• **PROVIDED RECORDS**
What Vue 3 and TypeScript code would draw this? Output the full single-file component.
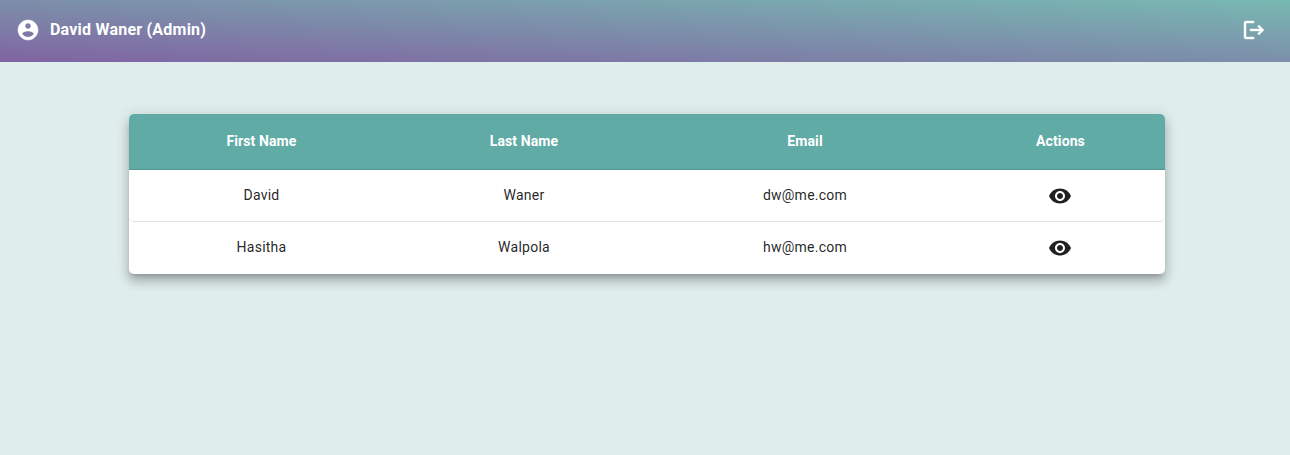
<script setup lang="ts">
interface User {
  firstName: string
  lastName: string
  email: string
}

const columns: string[] = ['First Name', 'Last Name', 'Email', 'Actions']

const users: User[] = [
  { firstName: 'David', lastName: 'Waner', email: 'dw@me.com' },
  { firstName: 'Hasitha', lastName: 'Walpola', email: 'hw@me.com' },
]
</script>

<template>
  <div class="page">
    <header class="toolbar">
      <div class="account">
        <svg class="account-icon" viewBox="0 0 24 24" aria-hidden="true">
          <path d="M12 2C6.48 2 2 6.48 2 12s4.48 10 10 10 10-4.48 10-10S17.52 2 12 2zm0 3c1.66 0 3 1.34 3 3s-1.34 3-3 3-3-1.34-3-3 1.34-3 3-3zm0 14.2c-2.5 0-4.71-1.28-6-3.22.03-1.99 4-3.08 6-3.08 1.99 0 5.97 1.09 6 3.08-1.29 1.94-3.5 3.22-6 3.22z" />
        </svg>
        <span class="account-name">David Waner (Admin)</span>
      </div>
      <button class="logout" type="button" aria-label="Log out">
        <svg viewBox="0 0 24 24" aria-hidden="true">
          <path d="M17 7l-1.41 1.41L18.17 11H8v2h10.17l-2.58 2.58L17 17l5-5zM4 5h8V3H4c-1.1 0-2 .9-2 2v14c0 1.1.9 2 2 2h8v-2H4V5z" />
        </svg>
      </button>
    </header>
    <main class="table">
      <div class="row head">
        <div v-for="column in columns" :key="column" class="cell">{{ column }}</div>
      </div>
      <div v-for="user in users" :key="user.email" class="row body-row">
        <div class="cell">{{ user.firstName }}</div>
        <div class="cell">{{ user.lastName }}</div>
        <div class="cell">{{ user.email }}</div>
        <div class="cell icon-cell">
          <svg class="eye" viewBox="0 0 24 24" aria-hidden="true">
            <path d="M12 4.5C7 4.5 2.73 7.61 1 12c1.73 4.39 6 7.5 11 7.5s9.27-3.11 11-7.5c-1.73-4.39-6-7.5-11-7.5zM12 17c-2.76 0-5-2.24-5-5s2.24-5 5-5 5 2.24 5 5-2.24 5-5 5zm0-8c-1.66 0-3 1.34-3 3s1.34 3 3 3 3-1.34 3-3-1.34-3-3-3z" />
          </svg>
        </div>
      </div>
    </main>
  </div>
</template>

<style>
body {
  margin: 0;
  background: #dfedec;
}
</style>

<style scoped>
.page {
  height: 455px;
  overflow: hidden;
  background: #dfedec;
  font-family: Roboto, "Liberation Sans", sans-serif;
}

.toolbar {
  box-sizing: border-box;
  height: 62px;
  padding: 0 24.5px 2px 16px;
  display: flex;
  align-items: center;
  justify-content: space-between;
  background: linear-gradient(to top right, #8064a2, #78b9b2);
  color: #fff;
}

.account {
  display: flex;
  align-items: center;
  gap: 10px;
}

.account-icon,
.logout svg,
.eye {
  display: block;
  width: 24px;
  height: 24px;
  fill: currentColor;
}

.account-icon {
  stroke: currentColor;
  stroke-width: 0.5;
}

.logout svg {
  stroke: currentColor;
  stroke-width: 0.4;
}

.account-name {
  font-size: 16px;
  line-height: 24px;
  font-weight: 700;
  letter-spacing: 0.22px;
}

.logout {
  padding: 0;
  border: 0;
  background: none;
  color: inherit;
}

.table {
  width: 1036px;
  margin: 52px 0 0 129px;
  border-radius: 5px;
  background: #fff;
  box-shadow:
    0 5px 5px -3px rgba(0, 0, 0, 0.2),
    0 8px 10px 1px rgba(0, 0, 0, 0.14),
    0 3px 14px 2px rgba(0, 0, 0, 0.12);
}

.row {
  box-sizing: border-box;
  display: grid;
  grid-template-columns: 265px 260px 302px 209px;
  align-items: center;
  border-bottom: 1px solid rgba(0, 0, 0, 0.12);
}

.head {
  height: 56px;
  border-radius: 5px 5px 0 0;
  background: #60aba6;
  color: #fff;
  font-size: 14px;
  font-weight: 700;
  letter-spacing: 0.1px;
}

.body-row {
  height: 52px;
  border-radius: 0 0 5px 5px;
  color: rgba(0, 0, 0, 0.87);
  font-size: 14px;
  letter-spacing: 0.25px;
}

.body-row:last-child {
  border-bottom-color: transparent;
}

.cell {
  display: flex;
  justify-content: center;
  padding-bottom: 2px;
  line-height: 22px;
}

.icon-cell {
  padding: 0 1px 0 0;
}
</style>
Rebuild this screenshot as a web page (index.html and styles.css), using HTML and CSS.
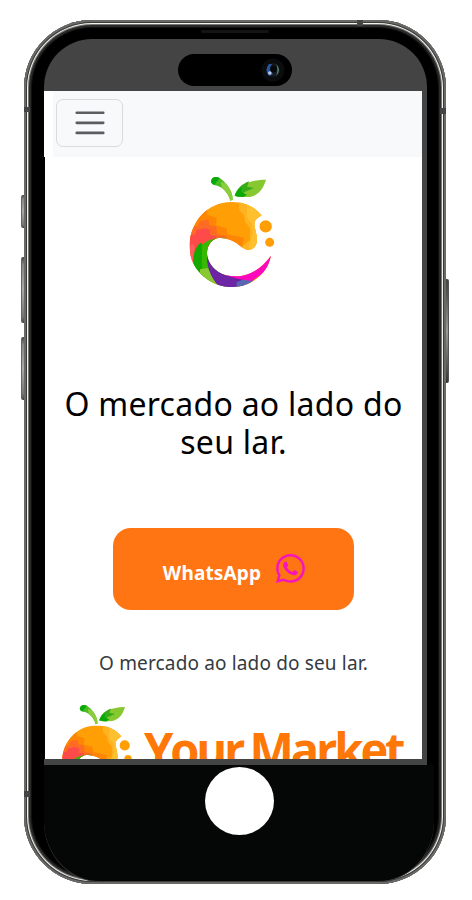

• **AIM**
Which lines above contain "page"? Show each of them.

• **RESPONSE BELOW**
  <div class="page">
.page {
Rebuild this screenshot as a web page (index.html and styles.css), using HTML and CSS.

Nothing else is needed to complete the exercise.